Everyone — even hardcore Harold and Kumar fans — have been a little wary of the third installment in the surreal stoner series, myself included. Harold and Kumar Go to White Castle (2004) was a pure joy, a kind of R-rated Bill and Ted that balanced its far-out drug humor with a consistently imaginative and clever screenplay — even though Harold and Kumar were always on the lookout for the elusive fast food restaurant, you were never quite sure where they were actually going (and do any of us, really?). The sequel, Harold and Kumar Escape From Guantanamo Bay (2008), upped the ante with a genuine sense of danger — it felt like these guys could buy it at any second (and Neil Patrick Harris did — or did he? We’ll get to that later), and what a bummer that would be, dude.
And then came word of A Very Harold & Kumar 3D Christmas, a cinematic present that no one was expecting and few seemed to even want. The general feeling was that John Cho (Harold) and Kal Penn (Kumar) have since moved on — and so have we. Cheech and Chong (sort of) knew when to quit; Jay and Silent Bob (sort of) knew when to quit. Why ruin the memories of that glorious bust out of Guantanamo Bay and of vengeful hookers blowing away NPH?
Well, A Very Harold & Kumar 3D Christmas is full of surprises, the first being that — and I never thought I’d say this — it’s now my new favorite H&K movie.
It’s been a few years since they broke out of the big house, and the boys (or, rather, men) have grown apart — Harold is now married and has a decent job on Wall Street whilst Kumar is still slacking off and smoking the wacky weed. When Kumar receives a package that’s addressed to his old pal, he decides to personally deliver it to Harold’s doorstep — an innocent gesture that leads to the destruction of the prized Christmas tree belonging to Harold’s yuletide-loving father-in-law (Danny Trejo, thankfully back to supporting character roles after a it-probably-looked-good-on-paper starring turn in Machete). Once again, Harold and Kumar find themselves on a strange and decidedly non-PC journey as they look for a suitable replacement, a holiday odyssey through New York City that involves a baby covered in cocaine, Santa Claus himself getting shot in the face and, of course, the triumphant return of NPH, back from the dead and performing an insanely over-the-top Christmas variety show flanked by a bunch of hot Rockettes.

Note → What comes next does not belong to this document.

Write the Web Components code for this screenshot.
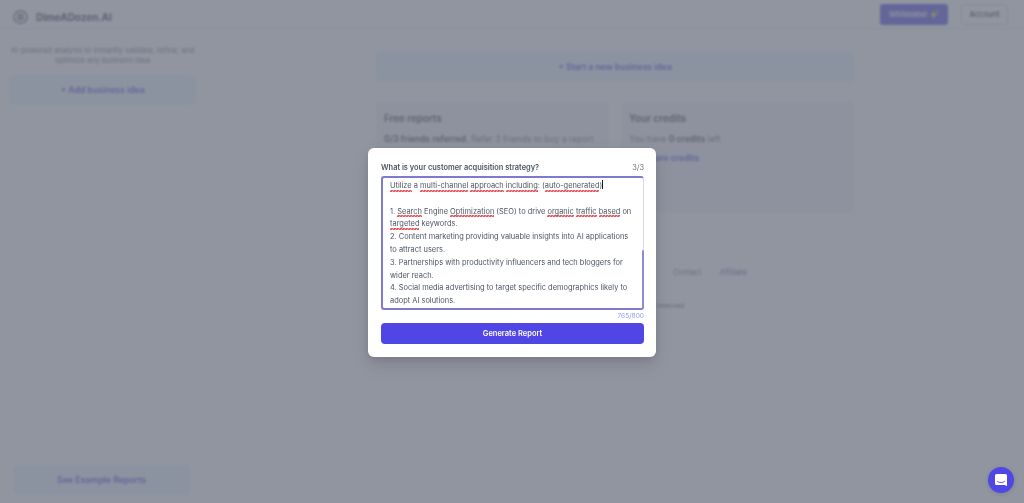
<!DOCTYPE html>
<html lang="en">
<head>
<meta charset="utf-8">
<title>DimeADozen.AI</title>
<style>
    html, body { margin: 0; height: 100%; background: #fff; overflow: hidden; }
    body { font-family: Inter, "Liberation Sans", sans-serif; }
</style>
</head>
<body>
<dad-app>
    <dad-header slot="header"></dad-header>
    <dad-sidebar slot="sidebar"></dad-sidebar>
    <dad-main slot="main"></dad-main>
</dad-app>
<dad-modal>
    <span slot="title">What is your customer acquisition strategy?</span>
    <span slot="step">3/3</span>
</dad-modal>
<dad-chat></dad-chat>

<script>
// base class: every element just stamps its html into an open shadow root
class Base extends HTMLElement {
    constructor(html) {
        super();
        const shadow = this.attachShadow({ mode: 'open' });
        const template = document.createElement('template');
        template.innerHTML = html;
        shadow.appendChild(template.content.cloneNode(true));
    }
}

class DadApp extends Base {
    constructor() {
        super(`
            <style>
                :host { display: flex; flex-direction: column; height: 503px; }
                .body { flex: 1; display: flex; min-height: 0; }
            </style>
            <slot name="header"></slot>
            <div class="body">
                <slot name="sidebar"></slot>
                <slot name="main"></slot>
            </div>
        `);
    }
}

class DadHeader extends Base {
    constructor() {
        super(`
            <style>
                :host {
                    display: flex; align-items: center; justify-content: space-between;
                    height: 29px; box-sizing: border-box; padding: 0 16px 0 13px;
                    border-bottom: 1px solid #e5e7eb;
                }
                .logo { display: flex; align-items: center; gap: 8px; margin-top: 6px; font-size: 9.9px; font-weight: 700; color: #374151; }
                .logo svg { display: block; }
                .actions { display: flex; align-items: center; gap: 13px; }
                .btn { font-size: 7.5px; font-weight: 500; height: 21px; display: flex; align-items: center; box-sizing: border-box; border-radius: 3px; }
                .white { background: #4f46e5; color: #fff; width: 68px; justify-content: center; gap: 3px; }
                .account { width: 47px; justify-content: center; border: 1px solid #d1d5db; color: #1f2937; }
            </style>
            <div class="logo">
                <svg width="15" height="14" viewBox="0 0 15 14" fill="none" stroke="#374151">
                    <ellipse cx="7.5" cy="7" rx="6.6" ry="6.2" stroke-width="1.2"/>
                    <rect x="5" y="4.5" width="5" height="5" stroke-width="1"/>
                    <path d="M7.5 4.5v5M5 7h5" stroke-width=".8"/>
                </svg>
                <span>DimeADozen.AI</span>
            </div>
            <div class="actions">
                <div class="btn white">Whitelabel
                    <svg width="9" height="9" viewBox="0 0 8 8" fill="#ffd23f">
                        <path d="M3.2 .6 4.2 3.2 6.8 4.2 4.2 5.2 3.2 8 2.2 5.2 0 4.2 2.2 3.2z"/>
                        <path d="M6.5 0 7 1 8 1.5 7 2 6.5 3 6 2 5 1.5 6 1z"/>
                    </svg>
                </div>
                <div class="btn account">Account</div>
            </div>
        `);
    }
}

class DadSidebar extends Base {
    constructor() {
        super(`
            <style>
                :host {
                    display: flex; flex-direction: column; width: 205px; flex: none;
                    box-sizing: border-box; padding: 17px 9px 8px;
                }
                p { margin: 0 0 9px; text-align: center; font-size: 7.45px; line-height: 10px; color: #6b7280; }
                .add { height: 30px; display: flex; align-items: center; justify-content: center; background: #eff6ff; border-radius: 5px; color: #4f46e5; font-size: 8.6px; font-weight: 600; }
                .example { margin: auto 6px 0 4px; height: 30px; display: flex; align-items: center; justify-content: center; background: #eff6ff; border-radius: 5px; color: #4f46e5; font-size: 8.7px; font-weight: 600; }
            </style>
            <p>AI-powered analysis to instantly validate, refine, and optimize any business idea</p>
            <div class="add">+ Add business idea</div>
            <div class="example">See Example Reports</div>
        `);
    }
}

class DadCard extends Base {
    constructor() {
        super(`
            <style>
                :host { display: block; background: #f3f4f6; border-radius: 4px; padding: 10px 8px; height: 111px; box-sizing: border-box; color: #6b7280; font-size: 8.6px; }
                h2 { margin: 0 0 8px; font-size: 9.8px; line-height: 13px; font-weight: 600; color: #374151; }
                div { line-height: 13px; }
            </style>
            <h2><slot name="title"></slot></h2>
            <div><slot></slot></div>
        `);
    }
}

class DadMain extends Base {
    constructor() {
        super(`
            <style>
                :host { display: block; flex: 1; min-width: 0; box-sizing: border-box; padding: 23px 170px 0 171px; }
                .start { height: 30px; display: flex; align-items: center; justify-content: center; background: #eff6ff; border-radius: 4px; color: #4f46e5; font-size: 8.55px; font-weight: 600; }
                .cards { display: grid; grid-template-columns: 233px 233px; gap: 12px; margin-top: 20px; }
                .link { color: #4f46e5; font-weight: 600; display: block; margin-top: 6px; }
                b { font-weight: 600; color: #374151; }
                .links { display: flex; gap: 18px; justify-content: flex-end; padding-right: 107px; margin-top: 55px; font-size: 7.7px; line-height: 10px; color: #6b7280; }
                .links span + span { color: #5f62a8; }
                .copy { text-align: right; padding-right: 170px; margin-top: 24px; font-size: 6.5px; line-height: 8px; color: #4b5563; }
            </style>
            <div class="start">+ Start a new business idea</div>
            <div class="cards">
                <dad-card>
                    <span slot="title">Free reports</span>
                    <b>0/3 friends referred.</b> Refer 3 friends to buy a report
                </dad-card>
                <dad-card>
                    <span slot="title">Your credits</span>
                    You have <b>0 credits</b> left.
                    <span class="link">Buy more credits</span>
                </dad-card>
            </div>
            <div class="links"><span>Contact</span><span>Affiliate</span></div>
            <div class="copy">All rights reserved</div>
        `);
    }
}

class DadModal extends Base {
    constructor() {
        super(`
            <style>
                :host {
                    position: fixed; inset: 0; display: block;
                    background: rgba(107, 114, 128, .75);
                    backdrop-filter: blur(1px);
                    color: #4b5563;
                }
                .box {
                    position: absolute; left: 368px; top: 148px; width: 288px; height: 209px;
                    box-sizing: border-box; padding: 13px 12px 0 13px;
                    background: #fff; border-radius: 6px;
                    box-shadow: 0 8px 18px rgba(0,0,0,.12), 0 3px 6px rgba(0,0,0,.08);
                    display: flex; flex-direction: column;
                }
                .head { display: flex; justify-content: space-between; align-items: center; height: 12px; margin-bottom: 3px; font-size: 7.45px; }
                .title { font-weight: 600; color: #4b5563; }
                .step { color: #6b7280; }
                .wrap { position: relative; height: 134px; }
                .area {
                    height: 134px; box-sizing: border-box;
                    border: 2px solid #7f79d0; border-right: 1px solid #d9d8ee; border-radius: 3px;
                    padding: 2px 8px 0 7px; font-size: 7.45px; line-height: 12.8px; color: #4b5563; white-space: pre-wrap; overflow: hidden;
                }
                /* scrollbar-looking strip lower down the right edge */
                .thumb { position: absolute; right: 0; top: 74px; bottom: 1px; width: 2px; background: #8f8ad6; border-radius: 1px; }
                /* spell check squiggle: two gradient layers make the zigzag */
                u {
                    text-decoration: none; padding-bottom: 1.5px;
                    background:
                        linear-gradient(135deg, transparent 35%, #e25a5f 35%, #e25a5f 65%, transparent 65%) 0 100% / 3px 2px repeat-x,
                        linear-gradient(45deg, transparent 35%, #e25a5f 35%, #e25a5f 65%, transparent 65%) 1.5px 100% / 3px 2px repeat-x;
                }
                .caret { display: inline-block; width: 1px; height: 9px; background: #111827; vertical-align: -1px; }
                .count { text-align: right; font-size: 6.6px; line-height: 13px; color: #8b9cf0; }
                .go { height: 21px; display: flex; align-items: center; justify-content: center; background: #4f46e5; border-radius: 4px; color: #fff; font-size: 7.5px; font-weight: 600; }
            </style>
            <div class="box">
                <div class="head">
                    <span class="title"><slot name="title"></slot></span>
                    <span class="step"><slot name="step"></slot></span>
                </div>
                <div class="wrap">
                <div class="area"><u>Utilize</u> a <u>multi-channel</u> <u>approach</u> <u>including</u>: (<u>auto-generated</u>)<span class="caret"></span>

1. <u>Search</u> Engine <u>Optimization</u> (SEO) to drive <u>organic</u> <u>traffic</u> <u>based</u> on <u>targeted</u> keywords.
2. Content marketing providing valuable insights into AI applications to attract users.
3. Partnerships with productivity influencers and tech bloggers for wider reach.
4. Social media advertising to target specific demographics likely to adopt AI solutions.</div>
                <div class="thumb"></div>
                </div>
                <div class="count">765/800</div>
                <div class="go">Generate Report</div>
            </div>
        `);
    }
}

class DadChat extends Base {
    constructor() {
        super(`
            <style>
                :host {
                    position: fixed; left: 988px; top: 467px; width: 26px; height: 26px; border-radius: 50%;
                    background: #4f46e5; display: flex; align-items: center; justify-content: center;
                    box-shadow: 0 1px 4px rgba(0,0,0,.15);
                }
                svg { display: block; }
            </style>
            <svg width="12" height="12" viewBox="0 0 12 12">
                <path d="M1.5 0h9A1.5 1.5 0 0 1 12 1.5V12l-2.5-1h-8A1.5 1.5 0 0 1 0 9.5v-8A1.5 1.5 0 0 1 1.5 0z" fill="#fff"/>
                <path d="M2.5 7.5c2 1.6 5 1.6 7 0" fill="none" stroke="#4f46e5" stroke-width=".9" stroke-linecap="round"/>
            </svg>
        `);
    }
}

customElements.define('dad-app', DadApp);
customElements.define('dad-header', DadHeader);
customElements.define('dad-sidebar', DadSidebar);
customElements.define('dad-card', DadCard);
customElements.define('dad-main', DadMain);
customElements.define('dad-modal', DadModal);
customElements.define('dad-chat', DadChat);
</script>
</body>
</html>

Wow, this movie’s funny. Director Todd Strauss-Schulson’s runs the show as if pre-production involved watching Airplane! a lot, throwing out an endless barrage of jokes and sight gags all to and fro in rapid-fire succession, letting us decide which ones we like and which ones we’ll leave under the tree (luckily, there are more of the former than the latter). More than anything else, Strauss-Schulson deserves credit for taking 3D to completely and utterly insane heights (and depths) — it seems like almost everything you can possibly imagine gets thrown at you, and more than a few things you can never possibly imagine do as well (and that’s all we’ll say about that). Believe it or not, A Very Harold & Kumar 3D Christmas is the first film to truly utilize and push the boundaries of 3D technology (and trickery) since possibly James Cameron‘s Avatar (which — believe it or not — is almost two years old now).
You’d think that John Cho and Kal Penn would’ve outgrown this kind of stuff by this point — Cho is now the new Sulu in J.J. Abrams‘ rebooted Star Trek franchise and Kal Penn got a job at the White House (for real). But not only are they apparently not too old for this shit, they dive into their roles with an energetic gusto that somehow never seems forced or desperate. They seem genuinely happy and excited to be playing these two dudes again; it’s as if Harold and Kumar are in the middle of a midlife crisis, and this movie is their sweet, tricked-out Ferrari.
For all their raunchy pokes and prods at different ethnicities, sexual orientations, holiday traditions, you name it, the Harold & Kumar movies have never actually been that offensive. Like a lot of R-rated bromance comedies, they actually end up being sweetly sentimental fairy tales about the transcendent power of having a best friend. Perhaps because of its particular holiday premise, A Very Harold & Kumar 3D Christmas is actually the sweetest and most sentimental of them all, which actually makes it end up as more of a “traditional” Christmas movie than it set out to be.
So leave out a glass of milk and a plate of marijuana brownies, why don’t you? Christmas has, indeed, come early this year.